The average energy is the last thermodynamic quantity to come very easily. We have

\begin{aligned}U &= - \frac{\partial {}}{\partial {\beta}} \ln Z_{\mathrm{G}} \\ &= - \frac{\partial {T}}{\partial {\beta}} \frac{\partial {}}{\partial {T}} \ln Z_{\mathrm{G}} \\ &= - \frac{\partial {(1/k_{\mathrm{B}} T)}}{\partial {\beta}} \frac{\partial {}}{\partial {T}} P V \beta \\ &= \frac{1}{{k_{\mathrm{B}} \beta^2}}\frac{\partial {}}{\partial {T}} \frac{g V}{\lambda^3} f_{5/2}(z) \\ &= g V k_{\mathrm{B}} T^2f_{5/2}(z)\frac{\partial {}}{\partial {T}} \frac{\left( 2 \pi m k_{\mathrm{B}} T \right)^{3/2}}{h^3} \\ &= \frac{3}{2} \frac{g V k_{\mathrm{B}} T}{\lambda^3}f_{5/2}(z).\end{aligned} \hspace{\stretch{1}}(1.0.9)

From eq. 1.0.7, we have

\begin{aligned}\frac{g V}{\lambda^3} = \frac{N}{f_{3/2}(z) },\end{aligned} \hspace{\stretch{1}}(1.0.11)

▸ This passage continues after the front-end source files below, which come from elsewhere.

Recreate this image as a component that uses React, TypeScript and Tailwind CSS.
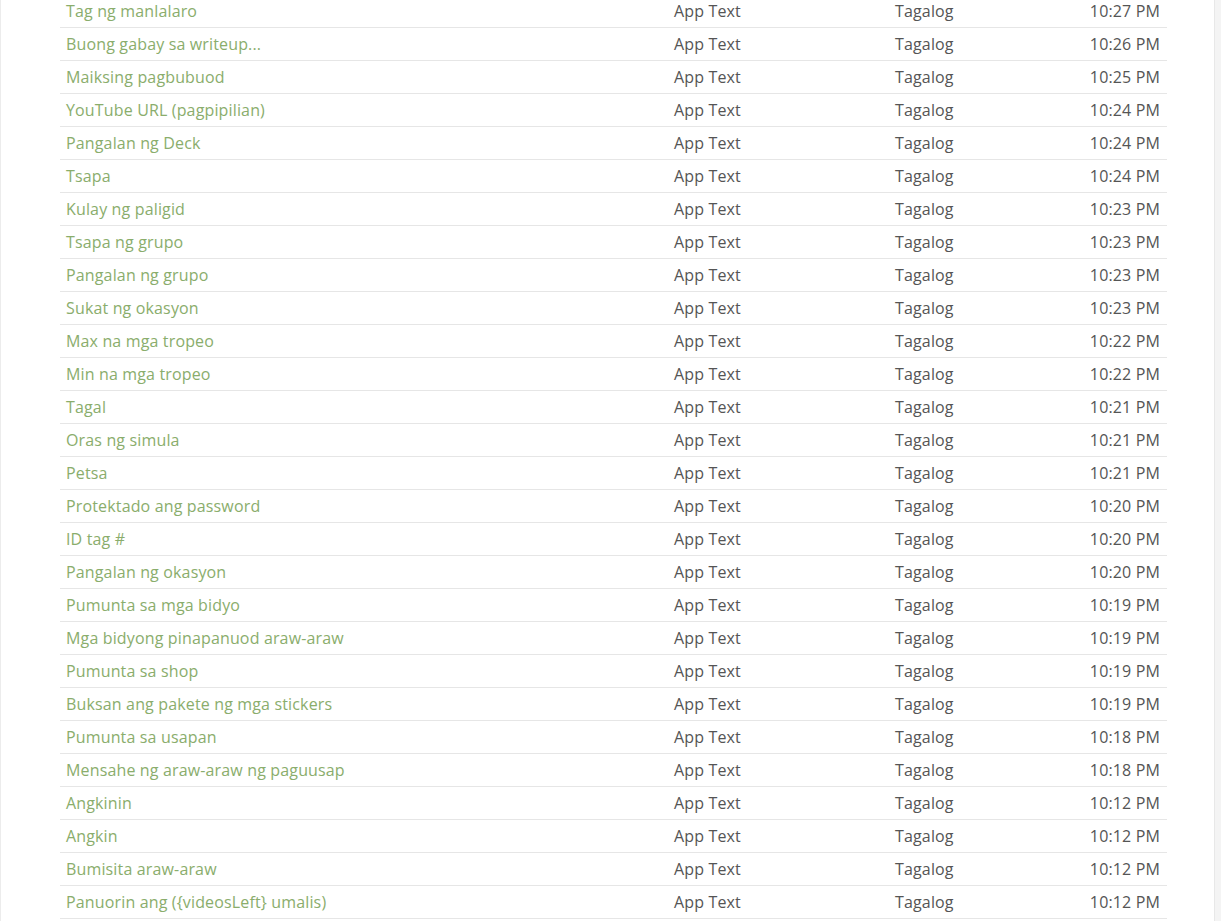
const rows: [string, string][] = [
  ["Tag ng manlalaro", "10:27 PM"],
  ["Buong gabay sa writeup...", "10:26 PM"],
  ["Maiksing pagbubuod", "10:25 PM"],
  ["YouTube URL (pagpipilian)", "10:24 PM"],
  ["Pangalan ng Deck", "10:24 PM"],
  ["Tsapa", "10:24 PM"],
  ["Kulay ng paligid", "10:23 PM"],
  ["Tsapa ng grupo", "10:23 PM"],
  ["Pangalan ng grupo", "10:23 PM"],
  ["Sukat ng okasyon", "10:23 PM"],
  ["Max na mga tropeo", "10:22 PM"],
  ["Min na mga tropeo", "10:22 PM"],
  ["Tagal", "10:21 PM"],
  ["Oras ng simula", "10:21 PM"],
  ["Petsa", "10:21 PM"],
  ["Protektado ang password", "10:20 PM"],
  ["ID tag #", "10:20 PM"],
  ["Pangalan ng okasyon", "10:20 PM"],
  ["Pumunta sa mga bidyo", "10:19 PM"],
  ["Mga bidyong pinapanuod araw-araw", "10:19 PM"],
  ["Pumunta sa shop", "10:19 PM"],
  ["Buksan ang pakete ng mga stickers", "10:19 PM"],
  ["Pumunta sa usapan", "10:18 PM"],
  ["Mensahe ng araw-araw ng paguusap", "10:18 PM"],
  ["Angkinin", "10:12 PM"],
  ["Angkin", "10:12 PM"],
  ["Bumisita araw-araw", "10:12 PM"],
  ["Panuorin ang ({videosLeft} umalis)", "10:12 PM"],
];

export default function App() {
  return (
    <div className="flex h-[921px] overflow-hidden bg-white font-['Open_Sans',sans-serif] text-[16px] tracking-[0.15px]">
      <div className="flex-1 border-l border-[#ececec]">
        <div className="ml-[59px] mt-[-5px] w-[1107px]">
          {rows.map(([name, time], i) => (
            <div key={i} className="flex h-[33px] items-center border-b border-[#e6e6e6]">
              <div className="w-[608px] pl-[6px] text-[#8aad6c] truncate">{name}</div>
              <div className="w-[221px] pl-[6px] text-[#555555]">App Text</div>
              <div className="flex-1 pl-[6px] text-[#555555]">Tagalog</div>
              <div className="pr-[7px] text-right text-[#555555]">{time}</div>
            </div>
          ))}
        </div>
      </div>
      <div className="w-[7px] border-l border-[#e8e8e8] bg-[#f4f4f4]" />
    </div>
  );
}
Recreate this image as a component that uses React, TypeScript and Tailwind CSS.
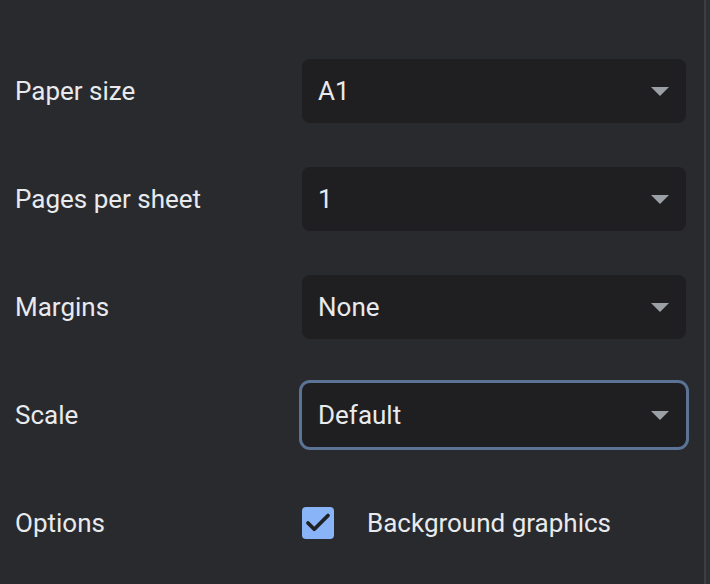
import { Check } from "lucide-react";

const rows = [
    { label: "Paper size", value: "A1" },
    { label: "Pages per sheet", value: "1" },
    { label: "Margins", value: "None" },
    { label: "Scale", value: "Default", focused: true },
];

function Select({ value, focused }: { value: string; focused?: boolean }) {
    return (
        <div
            className={
                "flex items-center justify-between h-16 w-[384px] pl-4 pr-[17px] rounded-lg bg-[#1f1f21] text-[26px] text-[#e8eaed]" +
                (focused ? " ring-3 ring-[#5b7395]" : "")
            }
        >
            <span>{value}</span>
            <svg width="18" height="9" viewBox="0 0 18 9">
                <path d="M0 0h18L9 9z" fill="#9aa0a6" />
            </svg>
        </div>
    );
}

export default function App() {
    return (
        <div className="flex w-[710px] h-[584px] bg-[#292a2d] font-['Roboto',sans-serif] text-[#e8eaed]">
            <div className="flex-1 flex flex-col gap-11 pt-[59px] pl-[15px]">
                {rows.map((r) => (
                    <div key={r.label} className="flex items-center h-16">
                        <span className="w-[287px] text-[26px]">{r.label}</span>
                        <Select value={r.value} focused={r.focused} />
                    </div>
                ))}
                <div className="flex items-center h-16">
                    <span className="w-[287px] text-[26px]">Options</span>
                    <div className="flex items-center gap-[33px]">
                        <div className="flex items-center justify-center w-8 h-8 rounded-[4px] bg-[#8ab4f8]">
                            <Check size={30} strokeWidth={3} color="#202124" />
                        </div>
                        <span className="text-[26px]">Background graphics</span>
                    </div>
                </div>
            </div>
            <div className="w-[2px] bg-[#3d3e42]" />
            <div className="w-[4px] bg-[#2e2f32]" />
        </div>
    );
}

so the energy takes the form

\begin{aligned}\boxed{U = \frac{3}{2} N k_{\mathrm{B}} T \frac{f_{5/2}(z)}{f_{3/2}(z) }.}\end{aligned} \hspace{\stretch{1}}(1.0.11)

We can compare this to the ratio of pressure to density

\begin{aligned}\frac{P \beta}{n} = \frac{f_{5/2}(z)}{f_{3/2}(z) },\end{aligned} \hspace{\stretch{1}}(1.0.11)

to find

\begin{aligned}U= \frac{3}{2} N k_{\mathrm{B}} T \frac{P V \beta}{N}= \frac{3}{2} P V,\end{aligned} \hspace{\stretch{1}}(1.0.11)

or

\begin{aligned}\boxed{P V = \frac{2}{3} U.}\end{aligned} \hspace{\stretch{1}}(1.0.11)

# References

[1] RK Pathria. Statistical mechanics. Butterworth Heinemann, Oxford, UK, 1996.